Como nosso destino era Medellin, não demoramos em Cartagena, a partir de onde começamos, de fato, a descer no sentido do Sul do continente sul-americano. Porém, sair da cidade requer um bom conhecimento de suas ruas. Tivemos que pagar um mototáxi para nos levar de volta para a Rodovia Panamericana. Não deixamos de observar que começava ali uma mudança considerável no cenário com o qual passaríamos a conviver até bem mais adiante. A agricultura é muito desenvolvida naquela região, com fazendas enormes intercaladas por algumas menores e por outros tipos de atividades praticadas por pequenos produtores. Não vimos pobreza extrema na margem da estrada. Mesmo nas casas mais modestas nas quais entramos, vimos que as pessoas tinham uma boa qualidade de vida.

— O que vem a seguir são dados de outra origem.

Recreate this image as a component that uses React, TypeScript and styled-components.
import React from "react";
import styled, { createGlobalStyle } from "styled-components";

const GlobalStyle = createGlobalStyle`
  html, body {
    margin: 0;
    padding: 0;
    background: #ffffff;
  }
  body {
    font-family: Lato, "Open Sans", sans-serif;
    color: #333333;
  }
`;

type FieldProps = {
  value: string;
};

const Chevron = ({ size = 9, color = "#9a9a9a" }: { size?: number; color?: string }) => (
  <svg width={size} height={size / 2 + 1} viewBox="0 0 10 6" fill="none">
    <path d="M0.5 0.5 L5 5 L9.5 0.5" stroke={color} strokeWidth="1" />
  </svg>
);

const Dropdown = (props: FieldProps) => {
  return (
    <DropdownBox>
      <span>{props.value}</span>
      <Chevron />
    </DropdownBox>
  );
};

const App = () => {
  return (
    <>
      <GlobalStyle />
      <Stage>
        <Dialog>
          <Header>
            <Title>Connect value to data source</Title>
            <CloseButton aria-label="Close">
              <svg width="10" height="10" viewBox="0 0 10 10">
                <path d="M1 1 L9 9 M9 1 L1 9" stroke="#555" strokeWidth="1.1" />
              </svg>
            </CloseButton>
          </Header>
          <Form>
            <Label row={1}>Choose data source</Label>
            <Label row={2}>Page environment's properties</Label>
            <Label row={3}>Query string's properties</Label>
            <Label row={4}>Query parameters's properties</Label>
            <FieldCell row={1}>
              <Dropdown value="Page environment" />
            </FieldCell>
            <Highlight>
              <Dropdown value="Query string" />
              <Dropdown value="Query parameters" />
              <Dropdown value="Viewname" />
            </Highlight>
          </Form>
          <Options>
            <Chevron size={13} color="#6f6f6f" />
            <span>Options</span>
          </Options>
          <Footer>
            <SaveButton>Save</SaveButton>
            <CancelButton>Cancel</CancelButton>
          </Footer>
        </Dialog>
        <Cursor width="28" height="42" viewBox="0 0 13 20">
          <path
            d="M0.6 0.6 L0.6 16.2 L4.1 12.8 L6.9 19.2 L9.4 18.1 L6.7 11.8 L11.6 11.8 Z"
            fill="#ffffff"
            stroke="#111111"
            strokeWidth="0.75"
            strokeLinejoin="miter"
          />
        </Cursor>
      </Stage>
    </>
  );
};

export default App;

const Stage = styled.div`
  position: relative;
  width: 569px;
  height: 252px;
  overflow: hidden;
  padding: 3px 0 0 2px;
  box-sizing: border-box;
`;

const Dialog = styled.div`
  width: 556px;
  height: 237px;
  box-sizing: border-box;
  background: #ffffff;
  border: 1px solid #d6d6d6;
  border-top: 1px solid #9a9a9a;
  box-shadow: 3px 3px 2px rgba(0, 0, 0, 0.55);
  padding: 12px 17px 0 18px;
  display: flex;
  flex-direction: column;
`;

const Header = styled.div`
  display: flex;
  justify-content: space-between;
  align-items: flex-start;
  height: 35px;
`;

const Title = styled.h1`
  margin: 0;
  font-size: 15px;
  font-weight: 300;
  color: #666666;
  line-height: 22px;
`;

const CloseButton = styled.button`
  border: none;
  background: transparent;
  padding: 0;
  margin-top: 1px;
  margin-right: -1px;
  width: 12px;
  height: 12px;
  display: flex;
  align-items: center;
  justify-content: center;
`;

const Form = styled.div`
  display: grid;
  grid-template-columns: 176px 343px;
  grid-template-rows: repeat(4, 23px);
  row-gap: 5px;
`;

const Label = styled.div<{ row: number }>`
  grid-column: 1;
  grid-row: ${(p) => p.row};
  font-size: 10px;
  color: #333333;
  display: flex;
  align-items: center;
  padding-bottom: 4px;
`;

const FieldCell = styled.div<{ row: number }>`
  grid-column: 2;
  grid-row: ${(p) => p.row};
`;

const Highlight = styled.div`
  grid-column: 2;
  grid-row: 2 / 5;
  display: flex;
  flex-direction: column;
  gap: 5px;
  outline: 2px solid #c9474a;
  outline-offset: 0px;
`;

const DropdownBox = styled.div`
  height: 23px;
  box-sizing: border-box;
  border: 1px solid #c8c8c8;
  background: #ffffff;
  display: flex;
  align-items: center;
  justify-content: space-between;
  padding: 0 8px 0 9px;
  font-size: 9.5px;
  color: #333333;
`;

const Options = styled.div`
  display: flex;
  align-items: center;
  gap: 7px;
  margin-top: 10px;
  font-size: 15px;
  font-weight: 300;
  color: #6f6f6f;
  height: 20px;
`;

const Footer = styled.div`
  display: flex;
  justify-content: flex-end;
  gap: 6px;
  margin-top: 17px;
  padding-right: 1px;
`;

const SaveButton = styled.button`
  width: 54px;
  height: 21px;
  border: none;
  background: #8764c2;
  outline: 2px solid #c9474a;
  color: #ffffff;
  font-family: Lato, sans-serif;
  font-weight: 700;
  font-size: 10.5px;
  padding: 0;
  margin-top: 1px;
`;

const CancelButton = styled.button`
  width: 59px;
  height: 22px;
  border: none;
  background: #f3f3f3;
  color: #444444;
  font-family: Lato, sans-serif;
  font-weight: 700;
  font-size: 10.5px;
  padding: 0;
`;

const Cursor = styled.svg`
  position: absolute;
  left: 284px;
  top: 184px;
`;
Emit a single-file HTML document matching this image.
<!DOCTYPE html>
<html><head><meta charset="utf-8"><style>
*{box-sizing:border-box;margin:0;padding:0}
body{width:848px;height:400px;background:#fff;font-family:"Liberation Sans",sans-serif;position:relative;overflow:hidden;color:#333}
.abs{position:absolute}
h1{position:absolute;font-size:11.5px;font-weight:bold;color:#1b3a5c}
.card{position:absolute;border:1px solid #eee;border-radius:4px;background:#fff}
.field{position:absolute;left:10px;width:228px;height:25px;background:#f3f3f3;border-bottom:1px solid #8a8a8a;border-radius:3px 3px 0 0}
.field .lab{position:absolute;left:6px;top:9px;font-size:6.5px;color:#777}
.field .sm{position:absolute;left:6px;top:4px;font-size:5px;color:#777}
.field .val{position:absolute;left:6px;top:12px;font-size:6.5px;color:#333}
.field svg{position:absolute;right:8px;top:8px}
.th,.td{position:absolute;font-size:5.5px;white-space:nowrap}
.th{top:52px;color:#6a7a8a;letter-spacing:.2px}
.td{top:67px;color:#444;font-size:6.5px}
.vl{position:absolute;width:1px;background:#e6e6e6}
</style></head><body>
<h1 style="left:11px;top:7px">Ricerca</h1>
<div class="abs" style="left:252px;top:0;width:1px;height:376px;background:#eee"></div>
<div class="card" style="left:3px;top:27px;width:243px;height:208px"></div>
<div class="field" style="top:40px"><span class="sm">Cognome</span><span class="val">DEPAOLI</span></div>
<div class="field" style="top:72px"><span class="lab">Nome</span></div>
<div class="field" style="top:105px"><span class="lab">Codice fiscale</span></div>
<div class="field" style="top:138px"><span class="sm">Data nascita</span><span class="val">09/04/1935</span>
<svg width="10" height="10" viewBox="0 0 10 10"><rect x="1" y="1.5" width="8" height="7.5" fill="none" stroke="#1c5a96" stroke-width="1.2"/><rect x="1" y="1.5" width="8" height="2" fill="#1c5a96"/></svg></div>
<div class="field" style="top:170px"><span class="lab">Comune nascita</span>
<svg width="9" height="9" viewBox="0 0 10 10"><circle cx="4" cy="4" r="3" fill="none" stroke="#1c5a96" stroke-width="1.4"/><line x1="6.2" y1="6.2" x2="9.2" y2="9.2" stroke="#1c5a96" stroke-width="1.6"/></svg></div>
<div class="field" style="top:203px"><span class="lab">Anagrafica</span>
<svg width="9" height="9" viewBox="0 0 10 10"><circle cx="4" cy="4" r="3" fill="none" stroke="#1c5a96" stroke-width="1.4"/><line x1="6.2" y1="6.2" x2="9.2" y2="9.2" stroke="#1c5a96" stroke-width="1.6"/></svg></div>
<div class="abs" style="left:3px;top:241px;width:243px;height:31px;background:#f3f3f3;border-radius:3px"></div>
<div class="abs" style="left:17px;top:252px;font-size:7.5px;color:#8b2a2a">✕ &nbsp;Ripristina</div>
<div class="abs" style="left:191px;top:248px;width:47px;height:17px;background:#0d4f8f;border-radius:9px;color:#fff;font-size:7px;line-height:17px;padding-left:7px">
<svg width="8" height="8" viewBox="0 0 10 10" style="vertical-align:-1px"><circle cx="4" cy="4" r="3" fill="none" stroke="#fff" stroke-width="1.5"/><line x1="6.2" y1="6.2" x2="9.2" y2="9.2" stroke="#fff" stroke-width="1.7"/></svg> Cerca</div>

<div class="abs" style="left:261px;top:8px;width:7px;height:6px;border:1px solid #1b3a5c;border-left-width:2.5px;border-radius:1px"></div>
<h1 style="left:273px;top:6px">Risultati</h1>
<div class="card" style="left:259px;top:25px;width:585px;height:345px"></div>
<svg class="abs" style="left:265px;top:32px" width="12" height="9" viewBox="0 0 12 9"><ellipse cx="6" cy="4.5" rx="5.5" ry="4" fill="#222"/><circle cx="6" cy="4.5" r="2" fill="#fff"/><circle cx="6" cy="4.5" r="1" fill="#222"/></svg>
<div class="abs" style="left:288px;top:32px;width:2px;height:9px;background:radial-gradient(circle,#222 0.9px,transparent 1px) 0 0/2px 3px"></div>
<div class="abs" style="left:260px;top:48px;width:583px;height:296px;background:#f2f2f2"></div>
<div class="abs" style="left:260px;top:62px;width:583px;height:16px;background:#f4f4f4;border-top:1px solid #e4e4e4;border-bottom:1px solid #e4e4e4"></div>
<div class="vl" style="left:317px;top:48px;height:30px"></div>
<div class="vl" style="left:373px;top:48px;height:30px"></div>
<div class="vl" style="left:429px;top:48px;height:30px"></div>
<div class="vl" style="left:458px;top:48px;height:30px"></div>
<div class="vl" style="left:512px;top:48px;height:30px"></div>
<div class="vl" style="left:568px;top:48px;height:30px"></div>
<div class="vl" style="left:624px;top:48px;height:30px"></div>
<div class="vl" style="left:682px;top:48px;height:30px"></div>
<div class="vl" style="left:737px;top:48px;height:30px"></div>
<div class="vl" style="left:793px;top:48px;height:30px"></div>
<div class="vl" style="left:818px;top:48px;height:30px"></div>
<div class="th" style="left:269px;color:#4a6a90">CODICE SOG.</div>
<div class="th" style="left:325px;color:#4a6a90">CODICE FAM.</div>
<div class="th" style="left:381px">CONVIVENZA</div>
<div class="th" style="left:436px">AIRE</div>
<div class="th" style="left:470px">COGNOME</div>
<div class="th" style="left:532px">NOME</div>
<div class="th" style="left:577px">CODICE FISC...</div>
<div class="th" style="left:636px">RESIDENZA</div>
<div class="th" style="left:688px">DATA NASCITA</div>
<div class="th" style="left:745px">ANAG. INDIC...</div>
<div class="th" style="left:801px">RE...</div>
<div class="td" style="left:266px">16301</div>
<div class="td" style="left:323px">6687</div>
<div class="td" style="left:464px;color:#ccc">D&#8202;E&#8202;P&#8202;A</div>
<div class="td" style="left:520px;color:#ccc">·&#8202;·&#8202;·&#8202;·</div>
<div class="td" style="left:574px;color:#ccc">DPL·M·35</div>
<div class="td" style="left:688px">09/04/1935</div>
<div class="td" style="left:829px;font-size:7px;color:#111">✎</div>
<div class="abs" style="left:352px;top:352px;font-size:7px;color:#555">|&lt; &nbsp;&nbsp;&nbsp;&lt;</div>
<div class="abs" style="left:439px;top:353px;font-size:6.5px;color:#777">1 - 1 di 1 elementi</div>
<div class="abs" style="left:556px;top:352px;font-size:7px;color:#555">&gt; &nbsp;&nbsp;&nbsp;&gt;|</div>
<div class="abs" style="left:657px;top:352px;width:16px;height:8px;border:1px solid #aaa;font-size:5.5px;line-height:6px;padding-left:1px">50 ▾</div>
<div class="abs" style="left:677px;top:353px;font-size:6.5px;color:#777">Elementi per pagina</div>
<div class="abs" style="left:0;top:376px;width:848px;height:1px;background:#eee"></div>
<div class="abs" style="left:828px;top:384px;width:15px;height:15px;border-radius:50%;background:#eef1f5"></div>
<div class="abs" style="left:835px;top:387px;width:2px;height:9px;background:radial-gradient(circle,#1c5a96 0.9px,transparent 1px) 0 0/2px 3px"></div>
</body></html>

Às 11:25 passamos por uma manifestação cultural pouco depois de Cartagena, que fazia parte da abertura dos Jogos Monte Marianos. Naquela região tinham ocorrido pesados combates há um ano e meio, entre o exército da Colômbia e as FARC, nos quais houve mortes e muitos feridos.

Por volta de três da tarde começamos a subir a Cordilheira dos Andes, na esperança de dormir em Medellin. Mas, na medida em que a noite foi chegando e a gente foi subindo mais, o frio foi apertando. Às sete e meia da noite, quando começava a escurecer, paramos num lugarejo chamado Socorro, perto de Valdívia, a próxima cidade, que ficava distante umas três horas. Não era aconselhável seguir viagem. Já tínhamos subido mais de mil e trezentos metros, o que fez com que sentíssemos o primeiro impacto do frio.

Resolvemos pernoitar em Socorro, onde nos deram um apartamento bastante simples, mas a comida era muito boa. Não havia garagem para guardar as motos e nós ficamos preocupados. Perguntamos para o dono do estabelecimento, Gastón Gaviria, como resolver aquele problema. Ele disse que era para nós ficarmos calmos e pediu para olharmos para o posto de combustível que ficava a uns vinte metros.

Lá havia dois militares do exército colombiano, armados até os dentes. Disse o dono do hotel que mais tarde chegariam mais para passar a noite ali. Toda noite acontecia isso. Tudo porque nós estávamos num local que até um ano atrás tivera forte presença das FARC, que desciam depois das quatro da tarde e assumiam o controle da Panamericana até o amanhecer o dia seguinte. Quem ousasse passar tinha o carro confiscado, além de correr o risco de ser morto. Assim, nossas motos ficaram muito bem vigiadas.